As I sit down to draw this Water Mint, Mentha aquatica, growing in the pond, I crush some of its leaves that are growing on the bank in the mown turf, releasing a delicious cool, clean aroma of spearmint.



Yellow Flag
The heads of Great Reedmace, Typha latifolia, are bursting into feathery white seeds, while behind them a few Yellow Flag Iris, Iris pseudacorus, are starting to unfurl their flowers.
Still on my learning curve, I refer to a book and add a few botanical terms and Latin names. Iris was the Greek goddess of the rainbow but pseudacorus means false.

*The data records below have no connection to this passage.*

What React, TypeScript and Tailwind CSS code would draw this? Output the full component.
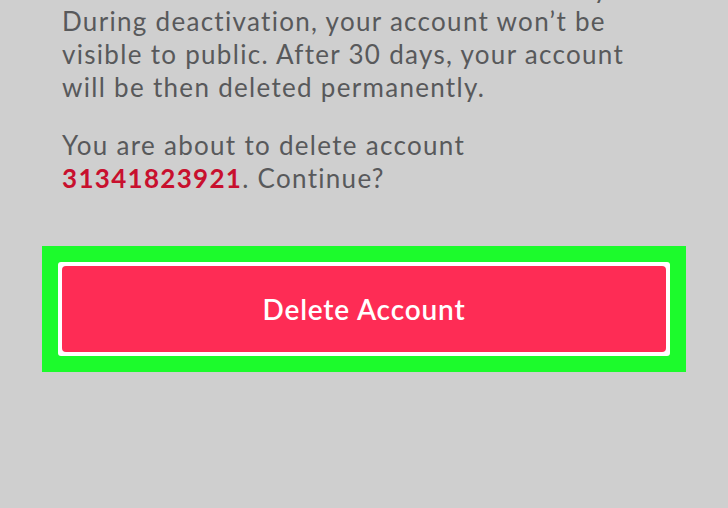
export default function App() {
  return (
    <div
      className="h-[508px] w-[728px] overflow-hidden bg-[#cfcfcf]"
      style={{ fontFamily: "Lato, 'Open Sans', sans-serif" }}
    >
      <div className="pl-[62px] text-[26px] leading-[33px] tracking-[0.05em] text-[#58595b]">
        <p className="-mt-[28px] w-[600px]">Your account will be deactivated for 30 days.</p>
        <p className="w-[600px]">
          During deactivation, your account won’t be visible to public. After 30 days, your account will be
          then deleted permanently.
        </p>
        <p className="mt-[25px] w-[460px]">
          You are about to delete account <span className="font-bold text-[#c8102e]">31341823921</span>.
          Continue?
        </p>
      </div>

      <div className="ml-[42px] mt-[51px] w-[644px] bg-[#1cfb2c] p-[16px]">
        <div className="rounded-[3px] bg-white p-[4px]">
          <button className="flex h-[86px] w-full items-center justify-center rounded-[4px] bg-[#fe2c55] text-[28px] font-semibold tracking-[0.03em] text-white">
            Delete Account
          </button>
        </div>
      </div>
    </div>
  );
}
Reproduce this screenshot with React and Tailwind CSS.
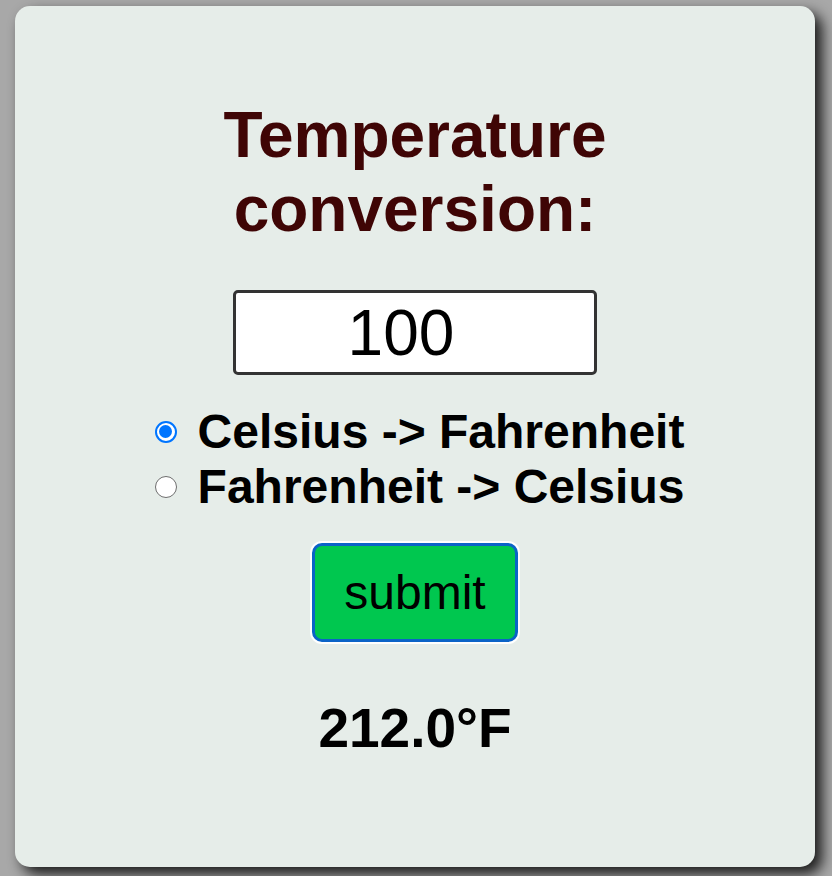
import { useState } from "react";

export default function App() {
  const [value, setValue] = useState("100");
  const [mode, setMode] = useState("c2f");
  const [result, setResult] = useState("212.0°F");

  const convert = () => {
    const n = parseFloat(value);
    if (isNaN(n)) return setResult("");
    if (mode === "c2f") setResult(((n * 9) / 5 + 32).toFixed(1) + "°F");
    else setResult((((n - 32) * 5) / 9).toFixed(1) + "°C");
  };

  const Radio = ({ checked, onClick }) => (
    <span
      onClick={onClick}
      className={
        "inline-flex items-center justify-center w-[22px] h-[22px] rounded-full bg-white shrink-0 " +
        (checked ? "border-2 border-[#0075ff]" : "border-[1.5px] border-[#6e6e6e]")
      }
    >
      {checked && <span className="w-[13px] h-[13px] rounded-full bg-[#0075ff]"></span>}
    </span>
  );

  return (
    <div
      className="h-screen bg-[#a8a8a8] pt-[6px] pl-[15px] overflow-hidden"
      style={{ fontFamily: '"Liberation Sans", Arial, sans-serif' }}
    >
      <div className="w-[800px] h-[861px] bg-[#e6ede9] rounded-[15px] shadow-[7px_7px_14px_rgba(0,0,0,0.85)] flex flex-col items-center pt-[93px]">
        <h1 className="text-[64px] font-bold text-[#3f0505] text-center leading-[73.5px]">
          Temperature
          <br />
          conversion:
        </h1>

        <input
          value={value}
          onChange={(e) => setValue(e.target.value)}
          className="mt-[44px] w-[364px] h-[85px] bg-white border-[3px] border-[#333] rounded-[5px] pr-[28px] text-center text-[64px] text-black outline-none"
        />

        <div className="mt-[29px] flex flex-col items-start text-[48px] font-bold text-black leading-[55px] ml-[9px]">
          <label className="flex items-center gap-[21px] cursor-pointer" onClick={() => setMode("c2f")}>
            <Radio checked={mode === "c2f"} />
            Celsius -&gt; Fahrenheit
          </label>
          <label className="flex items-center gap-[21px] cursor-pointer" onClick={() => setMode("f2c")}>
            <Radio checked={mode === "f2c"} />
            Fahrenheit -&gt; Celsius
          </label>
        </div>

        <button
          onClick={convert}
          className="mt-[29px] w-[206px] h-[99px] bg-[#00c74f] border-[3px] border-[#0b63c7] rounded-[10px] shadow-[0_0_0_2px_#ffffff] text-[48px] text-black"
        >
          submit
        </button>

        <div className="mt-[55px] text-[55px] font-bold text-black leading-[63px]">{result}</div>
      </div>
    </div>
  );
}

Typha is from the Greek name for the Reedmace, while latifolia means broad-leaved.
Landscape Format
This little park is the perfect place to take a short break from a morning spent in or on our way to waiting rooms; in the doctor’s earlier I’d had to make do with drawing my hand – again!


I’d like to go for colour whenever I can (I finished off the sketch of my hand in colour later) and for wildlife . . . whenever I can escape through a gap in the wall.